To maximize this with respect to a, take the derivative, -0.000125*a + .0025 and set to zero. You get a = 20, which makes b = 40.

You should check my math, I just typed it in without paper or double checking. But the method is sound.

Given the restraints on player As strategy, the correct strategy is to always check.

We will show that the strategy "bet with a or higher" is worse than the strategy "always check".

It is easy to see that both strategies turn out the same if either player was dealt a card below "a" (if A has it, he checks and the strategies are literally the same. If A doesnt but B does, B folds to As bet but A was going to win anyway).

So we assume both players have a card higher than "a". Clearly player As EV for checking here is still 1.

Lets say he bets:
1/4 times, player B has a card below "b" (Bs calling range, 3/4 of As betting range as shown above by Aaron Brown) and folds. A wins 2
3/16 times, Player A has a card below "b" and Player B has a card above "b". Player A loses 1.
9/16 times they both have a card above "b". Player A wins 3 half the time and loses 1 the other half for an average of winning 1 (obviously, because both players have an even chance of winning, betting and being called cannot be better than just checking down)
So the EV of betting is 2/4 - 3/16 + 9/16 = 14/16 < 1

So the player betting with "a" or higher wins 2/16 less than the player who always checks whenever both player have a or higher, and wins the same otherwise.

The more common problem I believe is the same situation where Player A bets with anything in the range (0,a1) and (a2,100) (Betting with very small numbers can be advantageous since your chance of winning the showdown can be very small compared to the chance of them folding).

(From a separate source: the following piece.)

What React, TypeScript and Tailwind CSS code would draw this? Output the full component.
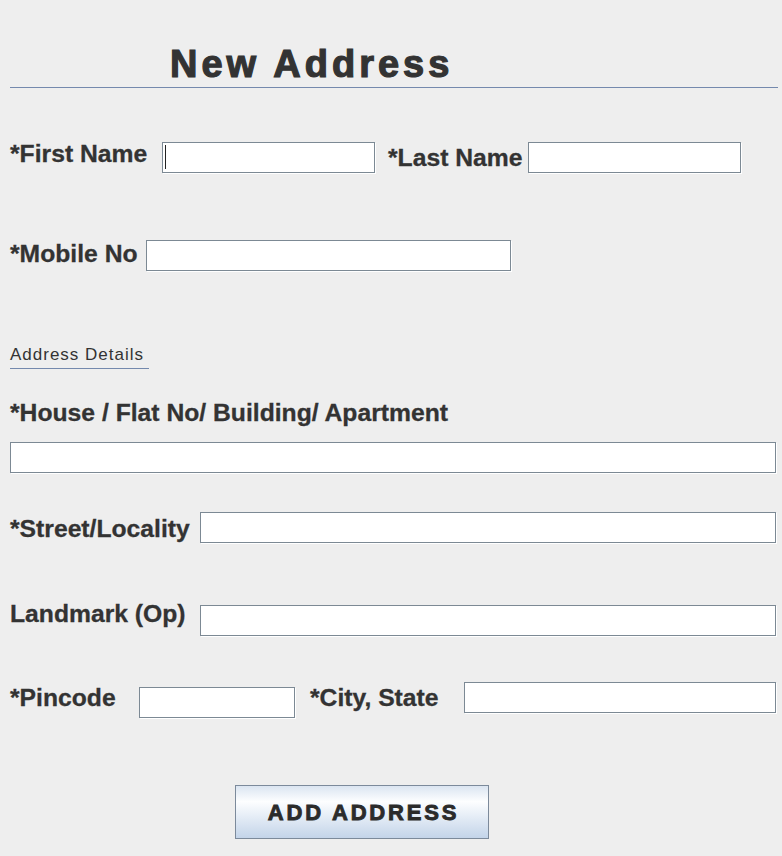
import React from "react";

function Field({ className = "", caret = false }: { className?: string; caret?: boolean }) {
  return (
    <div className={`h-[31px] shrink-0 border border-[#7c8994] bg-white shadow-[1px_1px_0_#ffffff] ${className}`}>
      {caret && <div className="ml-[2px] mt-[2px] h-[24px] w-px bg-[#222]" />}
    </div>
  );
}

function Label({ children, className = "" }: { children: React.ReactNode; className?: string }) {
  return (
    <div className={`h-[31px] shrink-0 whitespace-nowrap text-[24.7px] font-bold leading-[31px] [-webkit-text-stroke:0.3px_#333333] ${className}`}>
      {children}
    </div>
  );
}

export default function App() {
  return (
    <div className="h-[856px] w-[782px] overflow-hidden bg-[#eeeeee] font-['Liberation_Sans',Arial,sans-serif] text-[#333333]">
      <h1 className="ml-[170px] mt-[45px] h-[38px] text-[38px] font-bold leading-[38px] tracking-[4px] [-webkit-text-stroke:1.2px_#333333]">
        New Address
      </h1>
      <div className="ml-[10px] mt-[4px] h-px w-[768px] bg-[#7489ad]" />

      {/* name row */}
      <div className="mt-[50px] flex items-start">
        <Label className="ml-[10px] w-[152px]">*First Name</Label>
        <Field className="mt-[4px] w-[213px]" caret />
        <Label className="ml-[13px] mt-[4px] w-[140px]">*Last Name</Label>
        <Field className="mt-[4px] w-[213px]" />
      </div>

      <div className="mt-[65px] flex items-start">
        <Label className="ml-[10px] w-[136px]">*Mobile No</Label>
        <Field className="mt-[2px] w-[365px]" />
      </div>

      <div className="ml-[10px] mt-[74px] w-[139px] border-b border-[#7489ad] pb-[3px] text-[17px] leading-[20px] tracking-[1px]">
        Address Details
      </div>

      <Label className="ml-[10px] mt-[28px]">*House / Flat No/ Building/ Apartment</Label>
      <Field className="ml-[10px] mt-[14px] w-[766px]" />

      <div className="mt-[39px] flex items-start">
        <Label className="ml-[10px] mt-px w-[190px]">*Street/Locality</Label>
        <Field className="w-[576px]" />
      </div>

      <div className="mt-[54px] flex items-start">
        <Label className="ml-[10px] w-[190px]">Landmark (Op)</Label>
        <Field className="mt-[7px] w-[576px]" />
      </div>

      <div className="mt-[46px] flex items-start">
        <Label className="ml-[10px] w-[129px]">*Pincode</Label>
        <Field className="mt-[5px] w-[156px]" />
        <Label className="ml-[15px] w-[154px]">*City, State</Label>
        <Field className="w-[312px]" />
      </div>

      <button className="ml-[235px] mt-[67px] flex h-[54px] w-[254px] items-center justify-center border border-[#7c8a9b] bg-linear-to-b from-[#dbe5f1] via-[#fdfeff] via-30% to-[#c3d4e9] pl-[3px] pt-[2px] text-[22px] font-bold leading-[22px] tracking-[2.8px] text-[#2b2b2b] [-webkit-text-stroke:0.9px_#2b2b2b]">
        ADD ADDRESS
      </button>
    </div>
  );
}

You worked out the problem for potsize P = 2 bets; work it out again for P = 1 !

This is the [0,1] game - it's completely analysed in the book "the maths of poker".

OP may wish to consider including a buffing range for the first better.

EDIT: Slow river_tilt, just saw bigpooch said the same thing.

Banzai is correct, I made a rookie mistake. I computed A's best value of a, but didn't check to see if it gave a positive net expectation. It didn't.

Assuming my original solution had been correct, A always loses if called if he bets with numbers between 20 and 40. So he might as well use 0 to 20 instead, that is bet with 0 to 20 or 40 to 100. That costs him nothing when he bets, and it doesn't change B's optimal strategy. But if when A checks, he now wins 30% of the time instead of 10%. This is enough to make it a winning strategy.

It says "potsize" bet after A and B ante (I set the ante at 1).